_TASK DATA:_
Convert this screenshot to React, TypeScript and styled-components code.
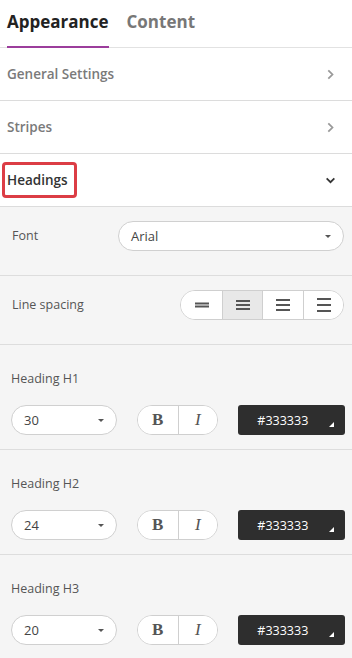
import * as React from 'react';
import styled, { createGlobalStyle } from 'styled-components';

const Global = createGlobalStyle`
  html, body {
    margin: 0;
    padding: 0;
    background: #fff;
    font-family: "Open Sans", "Noto Sans", sans-serif;
  }
  * { box-sizing: border-box; }
`;

const Panel = styled.div`
  width: 352px;
  height: 658px;
  overflow: hidden;
  background: #fff;
`;

const Tabs = styled.div`
  display: flex;
  gap: 18px;
  padding: 0 7px;
  height: 48px;
  border-bottom: 1px solid #e2e2e2;
`;

const Tab = styled.div<{ $active?: boolean }>`
  font-size: 17px;
  font-weight: 700;
  padding-top: 10px;
  color: ${(p) => (p.$active ? '#222' : '#777')};
  border-bottom: 2px solid ${(p) => (p.$active ? '#9c3d9c' : 'transparent')};
  margin-bottom: -1px;
`;

const Section = styled.div`
  height: 53px;
  display: flex;
  align-items: center;
  justify-content: space-between;
  padding: 0 16px 0 7px;
  border-bottom: 1px solid #dcdcdc;
`;

const SectionTitle = styled.div<{ $open?: boolean }>`
  font-size: 13.5px;
  font-weight: 600;
  color: ${(p) => (p.$open ? '#333' : '#7a7a7a')};
`;

// red highlight drawn around the open section's title
const Highlight = styled.span`
  display: inline-block;
  margin-left: -5px;
  padding: 5px 6px 5px 2px;
  border: 3px solid #dc3d45;
  border-radius: 4px;
  line-height: 20px;
`;

const Body = styled.div`
  background: #f5f5f5;
`;

const Row = styled.div`
  height: 69px;
  display: flex;
  align-items: flex-start;
  justify-content: space-between;
  padding: 14px 8px 0 12px;
  border-bottom: 1px solid #dddddd;
`;

const RowLabel = styled.div`
  font-size: 12.5px;
  color: #555;
  line-height: 30px;
`;

const HeadingBlock = styled.div`
  height: 105px;
  padding: 25px 7px 0 11px;
  border-bottom: 1px solid #dddddd;
`;

const Label = styled.div`
  font-size: 12.5px;
  color: #555;
  line-height: 17px;
`;

const Controls = styled.div`
  margin-top: 18px;
  display: flex;
  align-items: center;
  gap: 20px;
`;

const Select = styled.div<{ $w: number }>`
  width: ${(p) => p.$w}px;
  height: 30px;
  background: #fff;
  border: 1px solid #d0d0d0;
  border-radius: 15px;
  display: flex;
  align-items: center;
  justify-content: space-between;
  padding: 0 12px 0 12px;
  font-size: 13px;
  color: #444;
`;

const Caret = styled.span`
  width: 0;
  height: 0;
  border-left: 3px solid transparent;
  border-right: 3px solid transparent;
  border-top: 3px solid #555;
`;

const Group = styled.div`
  display: flex;
  height: 30px;
  background: #fff;
  border: 1px solid #cfcfcf;
  border-radius: 15px;
  overflow: hidden;
`;

const GroupBtn = styled.div<{ $w: number; $active?: boolean }>`
  width: ${(p) => p.$w}px;
  display: flex;
  align-items: center;
  justify-content: center;
  background: ${(p) => (p.$active ? '#e8e8e8' : '#fff')};
  & + & {
    border-left: 1px solid #cfcfcf;
  }
  font-family: "Liberation Serif", "DejaVu Serif", serif;
  font-size: 17px;
  color: #555;
`;

const Color = styled.div`
  position: relative;
  width: 107px;
  height: 30px;
  background: #2e2e2e;
  border-radius: 3px;
  color: #fff;
  font-size: 12.5px;
  display: flex;
  align-items: center;
  padding-left: 19px;
`;

const Corner = styled.span`
  position: absolute;
  right: 11px;
  bottom: 8px;
  width: 0;
  height: 0;
  border-left: 5px solid transparent;
  border-bottom: 5px solid #fff;
`;

const Chevron = ({ down }: { down?: boolean }) => (
  <svg width="11" height="11" viewBox="0 0 10 10">
    <path
      d={down ? 'M1.5 3 L5 6.5 L8.5 3' : 'M3 1.2 L6.8 5 L3 8.8'}
      fill="none"
      stroke={down ? '#333' : '#999'}
      strokeWidth="1.6"
    />
  </svg>
);

const Lines = ({ gap, thick }: { gap: number; thick?: boolean }) => {
  const n = thick ? 2 : 3;
  const h = 2;
  const total = n * h + (n - 1) * gap;
  return (
    <svg width="14" height="14" viewBox="0 0 14 14">
      {Array.from({ length: n }).map((_, i) => (
        <rect
          key={i}
          x="0"
          y={(14 - total) / 2 + i * (h + gap)}
          width="14"
          height={h}
          fill="#555"
        />
      ))}
    </svg>
  );
};

const Heading = ({ name, size }: { name: string; size: string }) => (
  <HeadingBlock>
    <Label>{name}</Label>
    <Controls>
      <Select $w={106}>
        <span>{size}</span>
        <Caret />
      </Select>
      <Group>
        <GroupBtn $w={40} style={{ fontWeight: 700 }}>B</GroupBtn>
        <GroupBtn $w={40} style={{ fontStyle: 'italic' }}>I</GroupBtn>
      </Group>
      <Color>
        #333333
        <Corner />
      </Color>
    </Controls>
  </HeadingBlock>
);

export default function App() {
  return (
    <Panel>
      <Global />
      <Tabs>
        <Tab $active>Appearance</Tab>
        <Tab>Content</Tab>
      </Tabs>
      <Section>
        <SectionTitle>General Settings</SectionTitle>
        <Chevron />
      </Section>
      <Section>
        <SectionTitle>Stripes</SectionTitle>
        <Chevron />
      </Section>
      <Section>
        <SectionTitle $open>
          <Highlight>Headings</Highlight>
        </SectionTitle>
        <Chevron down />
      </Section>
      <Body>
        <Row>
          <RowLabel>Font</RowLabel>
          <Select $w={226}>
            <span>Arial</span>
            <Caret />
          </Select>
        </Row>
        <Row>
          <RowLabel>Line spacing</RowLabel>
          <Group>
            <GroupBtn $w={41}><Lines gap={1} thick /></GroupBtn>
            <GroupBtn $w={40} $active><Lines gap={2} /></GroupBtn>
            <GroupBtn $w={41}><Lines gap={3} /></GroupBtn>
            <GroupBtn $w={40}><Lines gap={4} /></GroupBtn>
          </Group>
        </Row>
        <Heading name="Heading H1" size="30" />
        <Heading name="Heading H2" size="24" />
        <Heading name="Heading H3" size="20" />
      </Body>
    </Panel>
  );
}
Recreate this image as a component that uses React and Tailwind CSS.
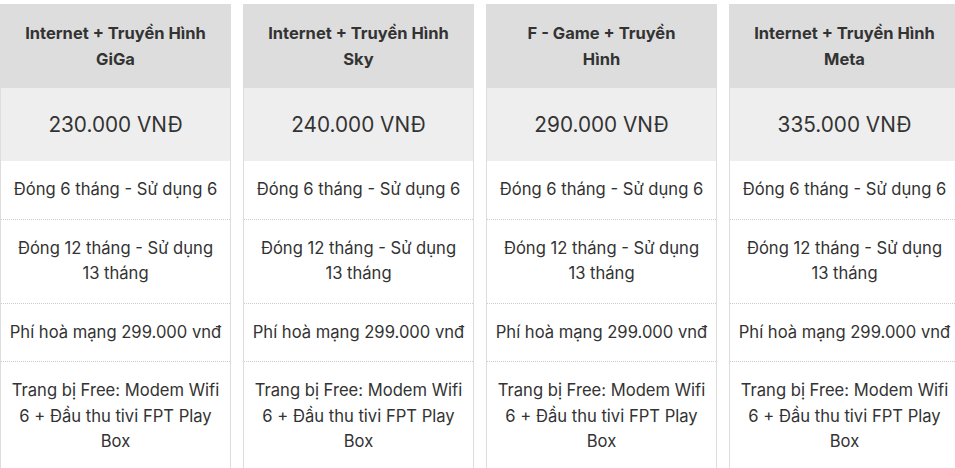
const plans = [
  { name: "Internet + Truyền Hình GiGa", price: "230.000 VNĐ" },
  { name: "Internet + Truyền Hình Sky", price: "240.000 VNĐ" },
  { name: "F - Game + Truyền Hình", price: "290.000 VNĐ" },
  { name: "Internet + Truyền Hình Meta", price: "335.000 VNĐ" },
]

const features = [
  "Đóng 6 tháng - Sử dụng 6",
  "Đóng 12 tháng - Sử dụng 13 tháng",
  "Phí hoà mạng 299.000 vnđ",
  "Trang bị Free: Modem Wifi 6 + Đầu thu tivi FPT Play Box",
]

function PlanCard({ plan }) {
  return (
    <div className="flex w-[231px] shrink-0 flex-col border-x border-[#dddddd] bg-white">
      <div className="-mx-px bg-[#dddddd] px-6 py-4 text-center text-[16.5px] font-bold leading-[26px] text-[#333333]">
        {plan.name}
      </div>
      <div className="bg-[#eeeeee] py-6 text-center text-[20.75px] leading-[25px] text-[#333333]">
        {plan.price}
      </div>
      <ul>
        {features.map((f, i) => (
          <li
            key={i}
            className="border-b border-dotted border-[#cccccc] px-2 py-[16px] text-center text-[16.6px] leading-[25.5px] text-[#333333] last:border-b-0"
          >
            {f}
          </li>
        ))}
      </ul>
    </div>
  )
}

export default function App() {
  return (
    <div className="h-[468px] w-[955px] overflow-hidden bg-white pt-1 font-['Inter','Noto_Sans',sans-serif]">
      <div className="flex gap-3">
        {plans.map((p) => (
          <PlanCard key={p.name} plan={p} />
        ))}
      </div>
    </div>
  )
}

_AIM:_
Reproduce exactly, without any picture, the lines from the one bearing "Recreate this image" to the last line of the records above.

_OUTPUT OF THE TASK:_
Recreate this image as a component that uses React and Tailwind CSS.
const plans = [
  { name: "Internet + Truyền Hình GiGa", price: "230.000 VNĐ" },
  { name: "Internet + Truyền Hình Sky", price: "240.000 VNĐ" },
  { name: "F - Game + Truyền Hình", price: "290.000 VNĐ" },
  { name: "Internet + Truyền Hình Meta", price: "335.000 VNĐ" },
]

const features = [
  "Đóng 6 tháng - Sử dụng 6",
  "Đóng 12 tháng - Sử dụng 13 tháng",
  "Phí hoà mạng 299.000 vnđ",
  "Trang bị Free: Modem Wifi 6 + Đầu thu tivi FPT Play Box",
]

function PlanCard({ plan }) {
  return (
    <div className="flex w-[231px] shrink-0 flex-col border-x border-[#dddddd] bg-white">
      <div className="-mx-px bg-[#dddddd] px-6 py-4 text-center text-[16.5px] font-bold leading-[26px] text-[#333333]">
        {plan.name}
      </div>
      <div className="bg-[#eeeeee] py-6 text-center text-[20.75px] leading-[25px] text-[#333333]">
        {plan.price}
      </div>
      <ul>
        {features.map((f, i) => (
          <li
            key={i}
            className="border-b border-dotted border-[#cccccc] px-2 py-[16px] text-center text-[16.6px] leading-[25.5px] text-[#333333] last:border-b-0"
          >
            {f}
          </li>
        ))}
      </ul>
    </div>
  )
}

export default function App() {
  return (
    <div className="h-[468px] w-[955px] overflow-hidden bg-white pt-1 font-['Inter','Noto_Sans',sans-serif]">
      <div className="flex gap-3">
        {plans.map((p) => (
          <PlanCard key={p.name} plan={p} />
        ))}
      </div>
    </div>
  )
}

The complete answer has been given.